Beautiful Pieces
I finished a book yesterday, The Storied Life of A.J.Filkry, and it wasn't what I expected. It was shit really. Too simple. But it was really well thought out and well written shit, and only shit because I think the author's ideas are a little before her time still. Tbh, by her picture on the cover I thought she was about 22, I just looked her up and she's 7 years younger than me. Ha ha.
Still, it was simple. Too simple.
I don't want that to happen to me. I don't want to think I'm communicating something really super deep in a way that sneaks up on the reader only to find that I was actually too inexperienced of a writer (too inexperienced as a person) to do this, and I laid.it.all.out for them as if I was teaching a kindergarten class.
That would suck.
I go inside my swirling guts and ask myself some hard questions like, what are you doing?
I hear, one step at a time, man; to which, fair enough. I guess.
I see these pieces, the beautiful pieces of the-reality-of-being-human floating about. I smile and then I
frown and then I smile. I can't decide if I love the simplicity of blundering or if I hate it. Which, in and of itself is interesting.
I am that guy standing at the street light, on foggy, misty night, waiting for my mysterious self to deliver a message. While I wait, I just sit back and watch the world.
In the distance, a fog horn sounds unexpectedly and I jump. It takes away from my attempt at a cool demeanour.
Nevertheless, one must expel these spiders of thought, these niggling creatures that crawl in my brain as if they belong there. They are like fruit flies in that they don't have to come from somewhere else, the can just grow where once there was none.
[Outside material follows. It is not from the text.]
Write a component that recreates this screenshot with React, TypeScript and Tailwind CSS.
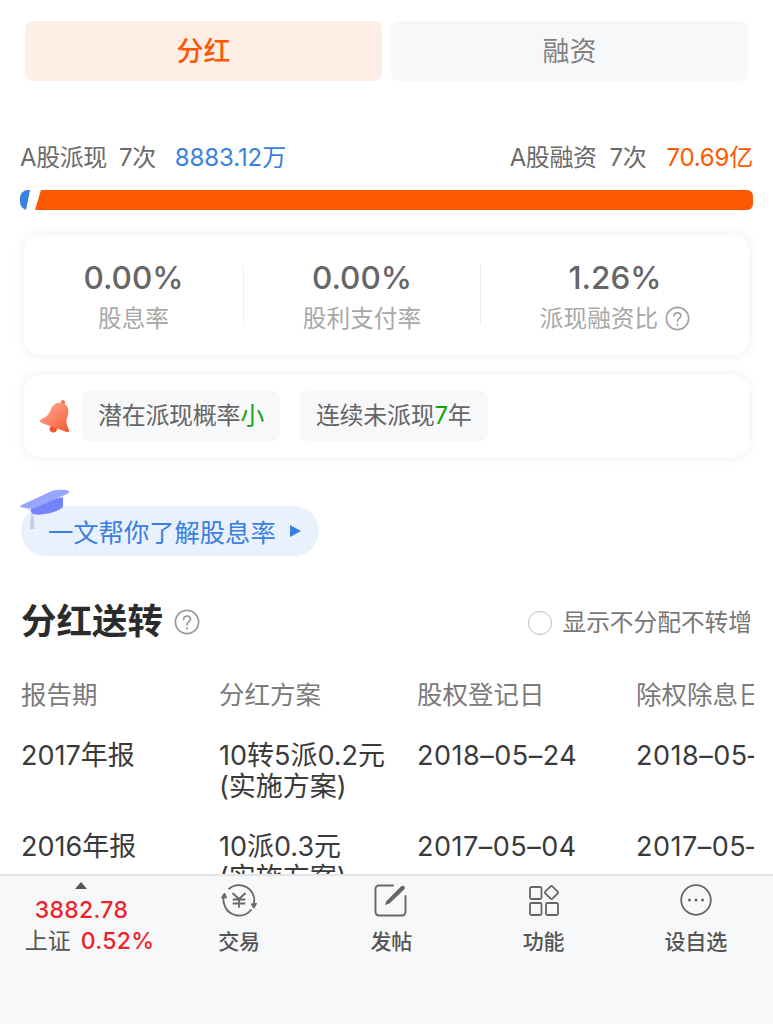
import React from "react";

const FONT = "[font-family:Inter,'Noto_Sans_CJK_SC',sans-serif]";

function Help({ size = 26, color = "#a3a3a3" }: { size?: number; color?: string }) {
  return (
    <svg width={size} height={size} viewBox="0 0 26 26" fill="none" className="shrink-0">
      <circle cx="13" cy="13" r="11.6" stroke={color} strokeWidth="1.7" />
      <path d="M9.6 10.4c0-2 1.5-3.3 3.5-3.3s3.4 1.2 3.4 3c0 1.4-.8 2.1-1.8 2.8-1 .7-1.6 1.2-1.6 2.500v.6" stroke={color} strokeWidth="1.7" strokeLinecap="round" />
      <circle cx="13" cy="19.4" r="1.1" fill={color} />
    </svg>
  );
}

function Bell() {
  return (
    <svg width="36" height="36" viewBox="0 0 36 36" className="shrink-0">
      <defs>
        <linearGradient id="bellG" x1="0" y1="0.2" x2="1" y2="0.7">
          <stop offset="0" stopColor="#ffa68e" />
          <stop offset="1" stopColor="#f4613a" />
        </linearGradient>
      </defs>
      <g transform="translate(1 0) rotate(20 18 18)">
        <circle cx="18" cy="31.500" r="3.800" fill="#ec5a30" />
        <circle cx="18" cy="3.500" r="2.200" fill="#f47a5a" />
        <path d="M18 4.500c-6.500 0-9 4.800-9 10.500 0 5-1.500 8-4.500 10.500-1.500 1.300-2 2-2 3 0 1.200 1 1.500 2 1.500h27c1 0 2-.3 2-1.500 0-1-.5-1.700-2-3-3-2.500-4.500-5.500-4.500-10.500 0-5.700-2.500-10.500-8.500-10.500Z" fill="url(#bellG)" />
      </g>
    </svg>
  );
}

function Hat() {
  return (
    <svg width="50" height="42" viewBox="0 0 50 42" className="absolute left-0 top-0">
      <path d="M5 17 12 23V29" stroke="#c3cbf5" strokeWidth="1.200" fill="none" />
      <path d="M10.800 27h2.800l1.200 13H9.800Z" fill="#c6cfe8" />
      <path d="M11 15 43 8v10c-4 4.500-19 8.500-28 7.500-2.500-.3-3.500-1.500-4-3Z" fill="#7483fb" />
      <path d="M.5 16.500 33 1.500c5-1 11-1 15.500 0 .8 1 .5 2.200-.5 3L15 19c-4 .8-10 .3-14.500-1-.5-.5-.5-1 0-1.500Z" fill="#97a5fd" />
    </svg>
  );
}

function TradeIcon() {
  return (
    <svg width="38" height="34" viewBox="0 0 38 34" fill="none" stroke="#666" strokeWidth="1.800" strokeLinecap="round" strokeLinejoin="round">
      <path d="M9 5.800A15.500 15.500 0 0 1 33.800 13.500 15 15 0 0 1 34 20" />
      <path d="M31 27A15.500 15.500 0 0 1 4 20.500 15 15 0 0 1 3.800 13" />
      <path d="M1.500 14.500 4.500 10 6.500 14.500Z" fill="#666" strokeWidth="1" />
      <path d="M31.500 21 36.500 20.500 34 25Z" fill="#666" strokeWidth="1" />
      <path d="M13 10.500 19 16l6-5.500M19 16v8M13.500 16.500h11M13.500 20.500h11" />
    </svg>
  );
}

function EditIcon() {
  return (
    <svg width="34" height="34" viewBox="0 0 34 34" fill="none" stroke="#666" strokeWidth="1.900" strokeLinecap="round">
      <path d="M19 2.500H5A3.500 3.500 0 0 0 1.500 6v23A3.500 3.500 0 0 0 5 32.500h23a3.500 3.500 0 0 0 3.500-3.500V13" />
      <path d="M11 22 12.500 18 27 3.500c1-1 2.500-1 3.300-.2.800.8.800 2.200-.2 3.200L15.500 20.500Z" fill="#666" stroke="none" />
    </svg>
  );
}

function GridIcon() {
  return (
    <svg width="32" height="32" viewBox="0 0 32 32" fill="none" stroke="#666" strokeWidth="1.800">
      <rect x="2" y="3" width="11.500" height="12" rx="1.500" />
      <rect x="2" y="19" width="11.500" height="12" rx="1.500" />
      <rect x="18" y="19" width="12" height="12" rx="1.500" />
      <rect x="-5" y="-5" width="10" height="10" rx="1.200" transform="translate(23.500 8.500) rotate(45)" />
    </svg>
  );
}

function DotsIcon() {
  return (
    <svg width="34" height="34" viewBox="0 0 34 34" fill="none">
      <circle cx="17" cy="17" r="14.800" stroke="#666" strokeWidth="1.800" />
      <circle cx="10.500" cy="17" r="1.500" fill="#666" />
      <circle cx="17" cy="17" r="1.500" fill="#666" />
      <circle cx="23.500" cy="17" r="1.500" fill="#666" />
    </svg>
  );
}

function Stat({ value, label, help }: { value: string; label: string; help?: boolean }) {
  return (
    <div className="flex flex-col items-center pt-[5px]">
      <div className="text-[31.500px] leading-[38px] font-medium text-[#666]">{value}</div>
      <div className="mt-[4px] flex items-center gap-[7px] text-[23.700px] leading-[36px] text-[#a8a8a8]">
        {label}
        {help && <Help size={25} />}
      </div>
    </div>
  );
}

function Row({ cols, second }: { cols: string[]; second: string }) {
  return (
    <div className="grid grid-cols-[198px_198px_219px_160px] text-[27px] leading-[31px] text-[#3a3a3a] whitespace-nowrap">
      <div>{cols[0]}</div>
      <div>
        <div>{cols[1]}</div>
        <div>{second}</div>
      </div>
      <div className="tracking-[0.5px]">{cols[2]}</div>
      <div className="tracking-[0.5px]">{cols[3]}</div>
    </div>
  );
}

function NavItem({ icon, label }: { icon: React.ReactNode; label: string }) {
  return (
    <div className="flex flex-1 flex-col items-center">
      <div className="flex h-[36px] items-center justify-center">{icon}</div>
      <div className="mt-[11px] text-[21px] leading-[26px] font-medium text-[#555]">{label}</div>
    </div>
  );
}

export default function App() {
  return (
    <div className={`${FONT} flex h-[1024px] w-[773px] flex-col overflow-hidden bg-white`}>
      <main className="min-h-0 flex-1 overflow-hidden">
        <div className="flex gap-[9px] px-[25px] pt-[21px]">
          <div className="flex h-[60px] w-[357px] items-center justify-center rounded-[8px] bg-[#feeee5] pt-[3px] text-[27px] font-medium text-[#fd5802]">分红</div>
          <div className="flex h-[60px] w-[357px] items-center justify-center rounded-[8px] bg-[#f7f8fa] pt-[3px] text-[27px] text-[#808080]">融资</div>
        </div>

        <div className="mt-[59px] flex justify-between px-[20px] text-[24px] leading-[36px] tracking-[-0.4px] text-[#6b6b6b]">
          <div className="flex">
            <span>A股派现</span>
            <span className="ml-[12px]">7次</span>
            <span className="ml-[19px] tracking-[-0.1px] text-[#3a80e2]">8883.12万</span>
          </div>
          <div className="flex">
            <span>A股融资</span>
            <span className="ml-[13px]">7次</span>
            <span className="ml-[20px] tracking-[-0.2px] text-[#fd5802]">70.69亿</span>
          </div>
        </div>

        <div className="relative mx-[20px] mt-[14px] h-[20px]">
          <div className="absolute inset-y-0 left-0 w-[10px] rounded-l-[8px] bg-[#3a80e2] [clip-path:polygon(0_0,100%_0,60%_100%,0_100%)]" />
          <div className="absolute inset-y-0 left-[15px] right-0 rounded-r-[6px] bg-[#fd5802] [clip-path:polygon(6px_0,100%_0,100%_100%,0_100%)]" />
        </div>

        <div className="mx-[24px] mt-[25px] grid h-[120px] grid-cols-[220px_237px_268px] items-center rounded-[16px] bg-white shadow-[0_0_14px_rgba(0,0,0,0.07)]">
          <div className="flex h-[60px] items-center justify-center border-r border-[#f0f0f0]">
            <Stat value="0.00%" label="股息率" />
          </div>
          <div className="flex h-[60px] items-center justify-center border-r border-[#eeeeee]">
            <Stat value="0.00%" label="股利支付率" />
          </div>
          <div className="flex h-[60px] items-center justify-center">
            <Stat value="1.26%" label="派现融资比" help />
          </div>
        </div>

        <div className="mx-[24px] mt-[20px] flex h-[82px] items-center rounded-[16px] bg-white pl-[15px] shadow-[0_0_14px_rgba(0,0,0,0.07)]">
          <Bell />
          <div className="ml-[7px] flex h-[50px] items-center rounded-[8px] bg-[#f7f8fa] px-[16px] text-[24px] tracking-[-0.3px] text-[#666]">
            潜在派现概率<span className="text-[#16a30f]">小</span>
          </div>
          <div className="ml-[20px] flex h-[50px] items-center rounded-[8px] bg-[#f7f8fa] pl-[16px] pr-[17px] text-[24px] tracking-[-0.3px] text-[#666]">
            连续未派现<span className="text-[#16a30f]">7</span>年
          </div>
        </div>

        <div className="relative ml-[20px] mt-[32px] h-[67px] w-[300px]">
          <div className="absolute bottom-0 left-[1px] flex h-[50px] w-[298px] items-center rounded-full bg-[#e9f1fd] pl-[27px] text-[25.300px] text-[#3a80e2]">
            <span className="pt-[4px]">一文帮你了解股息率</span>
            <svg width="11" height="12" viewBox="0 0 11 12" className="ml-[14px]">
              <path d="M0 0 11 6 0 12Z" fill="#3a80e2" />
            </svg>
          </div>
          <Hat />
        </div>

        <div className="mt-[42px] flex items-center justify-between pl-[21px] pr-[21px]">
          <div className="flex items-center gap-[11px]">
            <span className="text-[35.500px] leading-[48px] font-bold text-[#2b2b2b]">分红送转</span>
            <Help color="#9a9a9a" />
          </div>
          <div className="flex items-center gap-[10px] pt-[2px] text-[23.700px] text-[#777]">
            <span className="h-[24px] w-[24px] rounded-full border-[1.5px] border-[#bbbbbb]" />
            显示不分配不转增
          </div>
        </div>

        <div className="mt-[31px] w-[754px] overflow-hidden pl-[21px]">
          <div className="grid grid-cols-[198px_198px_219px_160px] text-[25.500px] leading-[36px] text-[#7a7a7a] whitespace-nowrap">
            <div>报告期</div>
            <div>分红方案</div>
            <div>股权登记日</div>
            <div>除权除息日</div>
          </div>
          <div className="mt-[27px] flex flex-col gap-[29px]">
            <Row cols={["2017年报", "10转5派0.2元", "2018–05–24", "2018–05–24"]} second="(实施方案)" />
            <Row cols={["2016年报", "10派0.3元", "2017–05–04", "2017–05–04"]} second="(实施方案)" />
          </div>
        </div>
      </main>

      <footer className="flex h-[150px] shrink-0 border-t-2 border-[#e3e5e8] bg-[#f7f8fa] pt-[6px]">
        <div className="relative flex w-[163px] flex-col items-center pt-[16px]">
          <div className="absolute left-[75px] top-0 h-0 w-0 border-x-[6.5px] border-b-[7px] border-x-transparent border-b-[#555]" />
          <div className="text-[23px] leading-[24px] font-medium tracking-[0.3px] text-[#ee2228]">3882.78</div>
          <div className="ml-[16px] mt-[4px] flex items-center text-[23px] leading-[30px] font-medium text-[#555] whitespace-nowrap">
            <span className="font-normal">上证</span>
            <span className="ml-[10px] tracking-[0.3px] text-[#ee2228]">0.52%</span>
          </div>
        </div>
        <div className="flex flex-1 pr-[1px]">
          <NavItem icon={<TradeIcon />} label="交易" />
          <NavItem icon={<EditIcon />} label="发帖" />
          <NavItem icon={<GridIcon />} label="功能" />
          <NavItem icon={<DotsIcon />} label="设自选" />
        </div>
      </footer>
    </div>
  );
}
Also like fruit flies, I can coax them into drowning by laying out the sweet smell apple cider vinegar, the invitation to hedonism, and spill them from my finger tips to their death.
The spiders, the dude me at the street light, the judgy-reader, the wannabe writer, they are all beautiful pieces and when I'm right (as in righted) I can accept them with grace (like a mother lovingly watching her bratty kids fight).
When I'm uncomfortable, it is because I've become one of them, slipped into their skin when I wasn't looking, in an attempt to feel... what? Young again?
I don't know. And now that I've written it all out, I don't care.